Webinar Series: Topics in AI
Friday, December 10, 2021, 11am-12pm PT
Dr. Neeraja Yadwadkar, VMware Research (Joined UT Austin ECE Faculty in 2022)
BEST PAPER AWARD
2021 USENIX Annual Technical Conference
INFaaS: Automated Model-less Inference Serving Francisco Romero, Qian Li, Neeraja J. Yadwadkar, and Christos Kozyrakis, Stanford University
Neeraja conducted this research while a post-doc with Prof. Christos Kozyrakis at Stanford, one of our IAP Advisors.
Abstract: Despite existing work in machine learning inference serving, ease-of-use and cost efficiency remain challenges at large scales. Developers must manually search through thousands of model-variants – versions of already-trained models that differ in hardware, resource footprints, latencies, costs, and accuracies – to meet the diverse application requirements. Since requirements, query load, and applications themselves evolve over time, these decisions need to be made dynamically for each inference query to avoid excessive costs through naive autoscaling. To avoid navigating through the large and complex trade-off space of model-variants, developers often fix a variant across queries, and replicate it when load increases. However, given the diversity across variants and hardware platforms in the cloud, a lack of understanding of the trade-off space can incur significant costs to developers.
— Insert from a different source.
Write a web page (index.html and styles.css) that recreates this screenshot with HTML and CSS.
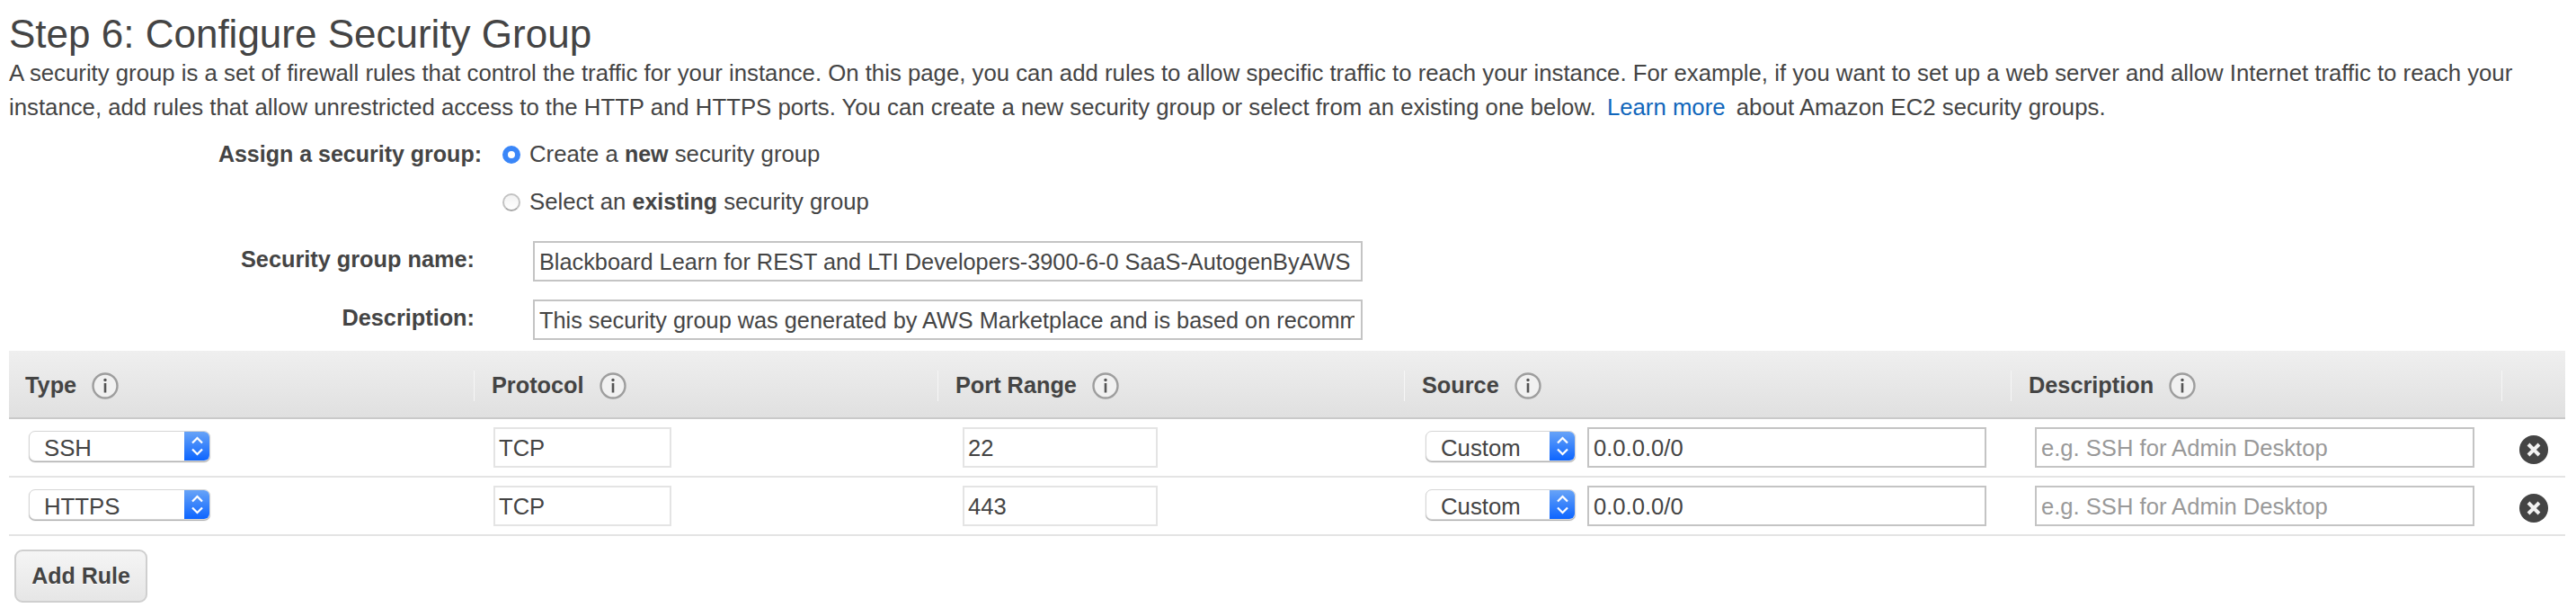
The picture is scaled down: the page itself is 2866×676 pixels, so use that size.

In this talk, I will make a case for inference serving to be model-less. Further, I will talk about INFaaS, an automated model-less system for distributed inference serving, where developers simply specify the performance and accuracy requirements for their applications without needing to specify a specific model-variant for each query. INFaaS generates model-variants from already trained models, and efficiently navigates the large trade-off space of model-variants on behalf of developers to meet application-specific objectives: (a) for each query, it selects a model, hardware architecture, and model optimizations, (b) it combines VM-level horizontal autoscaling with model-level autoscaling, where multiple, different model-variants are used to serve queries within each machine. I will discuss the effectiveness of INFaaS in improving throughput, latency, and meeting user-specified service level objectives. I will conclude the talk with potential next steps in the direction of model-less inference serving.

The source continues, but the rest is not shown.